En un rincón de la casa, Ana Fuentes guardaba carpetas con las historias clínicas de cada miembro de su familia. Como una forma de llevar un registro, ella misma había elaborado ese archivo de dolores físicos de sus tres hijos, su esposo, su padre y sus seis hermanos. Cuando era necesario, se encargaba de acompañarlos a los análisis y supervisar que tomaran las medicinas. Aunque estuviera lejos del hospital donde laboraba, Ana nunca dejaba de ejercer su oficio: era como una enfermera a tiempo completo que jamás parecía agotada.
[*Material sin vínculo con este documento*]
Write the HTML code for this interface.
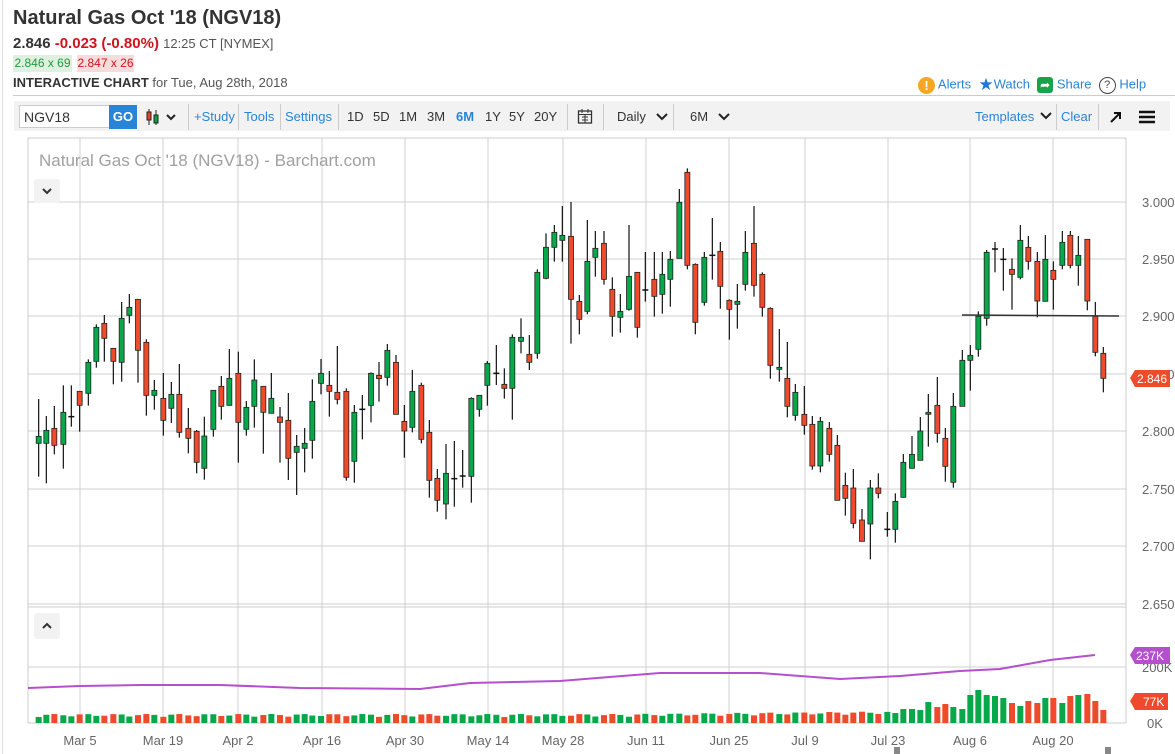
<!DOCTYPE html>
<html><head><meta charset="utf-8"><style>
body{margin:0;width:1175px;height:754px;overflow:hidden;background:#fff;font-family:"Liberation Sans",sans-serif;position:relative;color:#333}
.a{position:absolute;white-space:nowrap}
.blue{color:#2a84d6}
</style></head><body>
<div class="a" style="left:2px;top:0;width:1px;height:754px;background:#ddd"></div>
<div class="a" style="left:13px;top:7px;font-size:20px;font-weight:bold;color:#333">Natural Gas Oct '18 (NGV18)</div>
<div class="a" style="left:13px;top:35px;font-size:15px"><b>2.846</b> <b style="color:#d0141b">-0.023 (-0.80%)</b> <span style="font-size:13px;color:#555">12:25 CT [NYMEX]</span></div>
<div class="a" style="left:13px;top:55px;width:59px;height:17px;background:#dff0e1;color:#219a3e;font-size:12px;line-height:17px;text-align:center">2.846 x 69</div>
<div class="a" style="left:77px;top:55px;width:57px;height:17px;background:#f7dcdc;color:#d0141b;font-size:12px;line-height:17px;text-align:center">2.847 x 26</div>
<div class="a" style="left:13px;top:75px;font-size:13px"><b>INTERACTIVE CHART</b> <span style="color:#555">for Tue, Aug 28th, 2018</span></div>
<div class="a blue" style="left:918px;top:75px;font-size:13px"><span style="display:inline-block;width:17px;height:17px;border-radius:50%;background:#f5a623;color:#fff;text-align:center;font-weight:bold;line-height:17px;vertical-align:middle">!</span> Alerts &nbsp;<span style="color:#1e78d8;font-size:17px;vertical-align:middle">★</span>Watch &nbsp;<span style="display:inline-block;width:16px;height:16px;border-radius:3px;background:#1aa34a;color:#fff;text-align:center;line-height:16px;font-size:12px;vertical-align:middle">➦</span> Share &nbsp;<span style="display:inline-block;width:15px;height:15px;border:1.5px solid #444;border-radius:50%;color:#444;text-align:center;line-height:15px;font-size:11px;vertical-align:middle">?</span> Help</div>
<div class="a" style="left:13px;top:95px;width:1162px;height:1px;background:#ccc"></div>
<div class="a" style="left:14px;top:101px;width:1156px;height:30px;background:#f2f2f2"></div>
<div class="a" style="left:19px;top:105px;height:23px;background:#fff;border:1px solid #ccc;font-size:14px;line-height:23px;padding-left:4px;box-sizing:border-box;width:91px">NGV18</div>
<div class="a" style="left:109px;top:105px;width:28px;height:24px;background:#2a84d6;color:#fff;font-weight:bold;font-size:13px;line-height:24px;text-align:center">GO</div>
<svg class="a" style="left:145px;top:108px" width="36" height="18"><line x1="4" y1="1" x2="4" y2="17" stroke="#222"/><rect x="2" y="4" width="4" height="8" fill="#e8412a" stroke="#222"/><line x1="11" y1="2" x2="11" y2="17" stroke="#222"/><rect x="9" y="7" width="4" height="8" fill="#09a046" stroke="#222"/><path d="M22 7l4 4 4-4" stroke="#222" stroke-width="2" fill="none"/></svg>
<div class="a" style="left:188px;top:104px;width:1px;height:26px;background:#ccc"></div>
<div class="a blue" style="left:194px;top:109px;font-size:13px">+Study</div>
<div class="a" style="left:238px;top:104px;width:1px;height:26px;background:#ccc"></div>
<div class="a blue" style="left:244px;top:109px;font-size:13px">Tools</div>
<div class="a" style="left:280px;top:104px;width:1px;height:26px;background:#ccc"></div>
<div class="a blue" style="left:285px;top:109px;font-size:13px">Settings</div>
<div class="a" style="left:338px;top:104px;width:1px;height:26px;background:#ccc"></div>
<div class="a" style="left:347px;top:109px;font-size:13px">1D</div>
<div class="a" style="left:373px;top:109px;font-size:13px">5D</div>
<div class="a" style="left:399px;top:109px;font-size:13px">1M</div>
<div class="a" style="left:427px;top:109px;font-size:13px">3M</div>
<div class="a blue" style="left:456px;top:109px;font-size:13px;font-weight:bold">6M</div>
<div class="a" style="left:485px;top:109px;font-size:13px">1Y</div>
<div class="a" style="left:509px;top:109px;font-size:13px">5Y</div>
<div class="a" style="left:534px;top:109px;font-size:13px">20Y</div>
<div class="a" style="left:567px;top:104px;width:1px;height:26px;background:#ccc"></div>
<svg class="a" style="left:577px;top:108px" width="16" height="16"><rect x="1.5" y="3" width="13" height="12" fill="none" stroke="#333" stroke-width="1.3"/><path d="M1.5 6.5h13M5 1v4M11 1v4M5 9h6M5 12h6M8 6.5v8.5" stroke="#333" stroke-width="1"/></svg>
<div class="a" style="left:603px;top:104px;width:1px;height:26px;background:#ccc"></div>
<div class="a" style="left:617px;top:109px;font-size:13px">Daily</div>
<svg class="a" style="left:656px;top:113px" width="12" height="8"><path d="M1 1l5 5 5-5" stroke="#222" stroke-width="2" fill="none"/></svg>
<div class="a" style="left:673px;top:104px;width:1px;height:26px;background:#ccc"></div>
<div class="a" style="left:690px;top:109px;font-size:13px">6M</div>
<svg class="a" style="left:718px;top:113px" width="12" height="8"><path d="M1 1l5 5 5-5" stroke="#222" stroke-width="2" fill="none"/></svg>
<div class="a blue" style="left:975px;top:109px;font-size:13px">Templates</div>
<svg class="a" style="left:1040px;top:112px" width="12" height="8"><path d="M1 1l5 5 5-5" stroke="#222" stroke-width="2" fill="none"/></svg>
<div class="a" style="left:1056px;top:104px;width:1px;height:26px;background:#ccc"></div>
<div class="a blue" style="left:1061px;top:109px;font-size:13px">Clear</div>
<div class="a" style="left:1098px;top:104px;width:1px;height:26px;background:#ccc"></div>
<svg class="a" style="left:1109px;top:110px" width="14" height="14"><path d="M2 12L11 3M5 3h6v6" stroke="#111" stroke-width="2" fill="none"/></svg>
<svg class="a" style="left:1139px;top:110px" width="16" height="14"><path d="M0 2h16M0 7h16M0 12h16" stroke="#111" stroke-width="2.5"/></svg>

<svg id="ch" class="a" style="left:0;top:0" width="1175" height="754"></svg>
<div class="a" style="left:39px;top:151px;font-size:17px;color:#a0a0a0">Natural Gas Oct '18 (NGV18) - Barchart.com</div>
<div class="a" style="left:34px;top:179px;width:26px;height:24px;background:#f2f2f2;border-radius:3px"><svg width="26" height="24"><path d="M9 10l4 4 4-4" stroke="#333" stroke-width="2" fill="none"/></svg></div>
<div class="a" style="left:34px;top:613px;width:26px;height:26px;background:#f2f2f2;border-radius:3px"><svg width="26" height="26"><path d="M9 15l4-4 4 4" stroke="#333" stroke-width="2" fill="none"/></svg></div>
<script>
var s='';
function L(x1,y1,x2,y2,c,w){s+='<line x1="'+x1+'" y1="'+y1+'" x2="'+x2+'" y2="'+y2+'" stroke="'+c+'" stroke-width="'+(w||1)+'"/>';}
function T(x,y,t,c,sz,a){s+='<text x="'+x+'" y="'+y+'" fill="'+c+'" font-size="'+sz+'" font-family="Liberation Sans,sans-serif"'+(a?' text-anchor="'+a+'"':'')+'>'+t+'</text>';}
var X0=28,X1=1126;
var hy=[202,259,316,374,431,489,546,604],pl=['3.000','2.950','2.900','2.850','2.800','2.750','2.700','2.650'];
var vx=[80,163,238,322,405,488,563,646,729,805,888,970,1053],dl=['Mar 5','Mar 19','Apr 2','Apr 16','Apr 30','May 14','May 28','Jun 11','Jun 25','Jul 9','Jul 23','Aug 6','Aug 20'];
for(var i=0;i<hy.length;i++){L(X0,hy[i],X1,hy[i],'#d0d0d0');T(1142,hy[i]+5,pl[i],'#666',13);}
for(i=0;i<vx.length;i++){L(vx[i],138,vx[i],723,'#d0d0d0');T(vx[i],745,dl[i],'#666',13,'middle');}
L(X0,138,X0,723,'#ccc');L(X1,138,X1,723,'#ccc');L(X0,138,X1,138,'#ccc');
L(X0,604,X1,604,'#ccc');L(X0,607,X1,607,'#ccc');L(X0,667,X1,667,'#d0d0d0');L(X0,723,X1,723,'#ccc');
T(1142,672,'200K','#666',13);T(1147,728,'0K','#666',13);
var R=[[28,280,[[32,'G',357,469,490,590],[55,'G',408,451,490,610],[79,'R',378,445,496,523],[106,'G',316,397,493,566],[130,'D',316,407,410,440],[155,'R',334,334,376,455],[181,'G',238,247,340,377],[205,'G',133,142,244,263],[229,'R',105,130,175,245],[256,'R',205,205,244,313],[281,'G',66,115,247,305],[304,'G',42,82,106,130],[330,'R',58,58,211,308],[355,'R',178,187,346,407],[379,'G',300,331,346,389],[406,'R',279,355,421,467],[430,'G',306,343,385,429],[454,'R',252,343,457,473],[481,'R',384,445,475,520],[506,'R',450,454,547,580],[529,'G',410,468,565,599],[556,'G',330,331,448,470],[580,'R',288,319,379,419],[604,'G',207,295,376,377],[631,'R',215,280,427,548],[655,'G',363,382,448,467],[679,'G',238,300,379,443],[706,'R',319,319,397,521],[730,'G',279,355,400,400],[756,'R',381,411,427,548],[781,'R',339,421,535,600],[806,'G',465,499,517,645],[830,'G',444,490,505,577]]],
[300,190,[[37,'G',568,634,751,806],[63,'G',507,550,580,613],[88,'R',543,586,604,680],[112,'R',468,607,628,643],[139,'R',595,604,862,872],[163,'G',645,667,814,878],[187,'D',615,655,658,748],[213,'G',547,550,646,697],[237,'R',516,556,566,635],[262,'G',462,481,562,587],[288,'R',495,517,673,673],[313,'R',645,694,723,803],[337,'G',540,604,712,727],[364,'R',578,586,748,760],[388,'R',690,727,871,923],[412,'R',837,865,931,965],[438,'G',762,850,942,988],[463,'D',753,863,866,950],[488,'D',780,855,858,893],[514,'G',622,625,859,938],[538,'G',615,616,658,680],[562,'G',513,520,586,647],[589,'D',465,547,550,585],[613,'R',535,583,595,626],[637,'G',433,442,595,689],[663,'G',385,442,454,490],[688,'R',435,493,517,540],[712,'G',238,247,490,506],[738,'G',130,172,265,268],[763,'G',105,127,172,215],[787,'G',48,136,151,215],[813,'R',36,139,328,461]]],
[570,160,[[28,'R',405,424,478,523],[52,'G',180,304,454,463],[76,'G',213,265,292,350],[102,'R',213,250,358,374],[127,'R',352,388,469,530],[151,'G',402,454,472,518],[177,'G',195,349,448,452],[202,'R',337,337,502,533],[226,'D',276,387,389,425],[253,'R',276,358,409,470],[277,'G',276,343,403,461],[301,'G',273,298,358,440],[328,'G',87,127,295,295],[352,'R',25,37,316,328],[376,'R',310,313,487,523],[403,'G',276,292,427,437],[427,'D',174,283,286,359],[451,'R',246,274,379,446],[478,'R',418,421,448,539],[502,'G',372,424,433,506],[526,'G',213,277,373,392],[552,'R',138,250,376,410],[577,'R',337,343,442,470],[601,'R',442,445,616,656],[628,'G',507,622,628,665],[652,'R',546,655,739,772],[676,'G',672,697,766,782],[703,'R',678,763,796,824],[727,'R',768,793,918,929],[751,'G',771,784,918,937],[778,'R',786,805,883,905],[802,'R',825,856,1021,1021],[826,'R',938,976,1015,1067]]],
[840,220,[[40,'R',747,804,910,925],[66,'R',867,900,964,964],[91,'G',780,804,912,1018],[115,'R',760,804,820,835],[142,'D',876,925,928,950],[166,'G',820,844,928,968],[190,'G',702,727,832,833],[216,'G',648,703,745,745],[241,'G',591,633,721,721],[265,'G',522,577,583,680],[292,'R',471,556,640,668],[316,'R',624,655,739,785],[340,'G',519,559,787,803],[367,'G',390,421,559,559],[391,'G',375,406,421,512],[415,'G',274,289,388,410],[440,'G',90,97,295,317],[465,'D',66,84,87,157],[490,'D',84,115,118,212],[516,'R',115,148,163,269],[541,'G',15,61,172,178],[565,'R',48,82,124,149],[592,'R',96,124,243,292],[616,'G',45,118,244,244],[640,'R',124,151,178,269],[667,'G',33,67,136,148],[691,'R',33,46,136,145],[715,'G',48,106,136,197],[742,'R',57,58,243,271],[766,'R',246,289,397,409],[790,'R',381,400,475,517]]]];
var late=[10,14,14,13,21,16,19,16,14,28,33,28,27,25,20,17,22,20,25,25,20,27,28,29,22];
var vb='',n=0,tot=128;
R.forEach(function(r){var ox=r[0],oy=r[1];r[2].forEach(function(c){
 var x=ox+c[0]/3,h=oy+c[2]/3,t=oy+c[3]/3,b=oy+c[4]/3,l=oy+c[5]/3;
 L(x,h,x,l,'#111',1.2);
 var col=c[1]=='G'?'#06a84a':c[1]=='R'?'#ef4a2c':'#111';
 if(c[1]=='D'){L(x-3,t+1,x+3,t+1,'#111',1.5);}
 else s+='<rect x="'+(x-2.5)+'" y="'+t+'" width="5" height="'+Math.max(b-t,2)+'" fill="'+col+'" stroke="#222" stroke-width="0.8"/>';
 var base=6+3*Math.abs(Math.sin(n*2.3))+(n>70?(n-70)*0.08:0);
 var li=n-(tot-late.length); if(li>=0&&li<late.length) base=late[li];
 var vc=c[1]=='D'?'#06a84a':col;
 vb+='<rect x="'+(x-3)+'" y="'+(723-base)+'" width="6" height="'+base+'" fill="'+vc+'"/>';n++;
});});
s+=vb;
s+='<path d="M28 688 L80 686 L140 685 L220 685 L300 688 L420 689 L470 683 L560 681 L660 673 L760 673 L840 679 L900 676 L960 671 L1000 669 L1050 660 L1095 655" fill="none" stroke="#b54fce" stroke-width="2"/>';
L(962,315,1119,316,'#333',1.5);
s+='<path d="M1130 378 L1135 370 L1170 370 L1170 387 L1135 387 Z" fill="#ef4a2c"/>';T(1137,383,'2.846','#fff',12);
s+='<path d="M1130 655 L1135 647 L1170 647 L1170 664 L1135 664 Z" fill="#b54fce"/>';T(1136,660,'237K','#fff',12);
s+='<path d="M1130 701 L1135 693 L1168 693 L1168 710 L1135 710 Z" fill="#ef4a2c"/>';T(1143,706,'77K','#fff',12);
s+='<rect x="1105" y="747" width="6" height="7" fill="#888"/><rect x="894" y="747" width="6" height="7" fill="#888"/>';
document.getElementById('ch').innerHTML=s;
</script>
</body></html>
Pero en casa también se convertía en una afectuosa policía del orden. Cada vez que llegaba del trabajo, se dedicaba a supervisar que todo estuviera en su sitio. Era su forma de entretenerse: organizar con detalle los objetos revueltos. A veces se la veía inspeccionando silenciosamente los ambientes para recoger prendas, papeles o algún zapato desperdigado, y luego los devolvía a su lugar. Por las noches, como si fuera un ritual antes de dormir, recorría los cuartos de sus hijos no solo para darles las buenas noches o contemplarlos, sino también para revisar que no hubiera nada fuera de lugar.
En el mismo rincón donde almacenaba las historias clínicas, Ana había reunido una serie de cofres en donde guardaba las cosas que recogía del suelo: botones, pulseras, lapiceros, cintas, mostacillos, tajadores, aretes, etc. Ella misma elaboró muchas de estas cajitas con palos de chupetes y luego las decoró con blondas y flores de tela. En el fondo, eran como una suerte de baúles en miniatura de los objetos perdidos. Cosas aparentemente innecesarias que Ana sabía en qué momento darles una vida nueva. Si alguno de sus hijos deseaba algo, ella solo decía: «¿Qué necesitas? Yo te lo traigo» Y entonces iba hacia el rincón de los cofres, buscaba el objeto y se lo alcanzaba. Hoy esas cosas perdidas se han convertido en un relato mudo de la vida ordenada de Ana.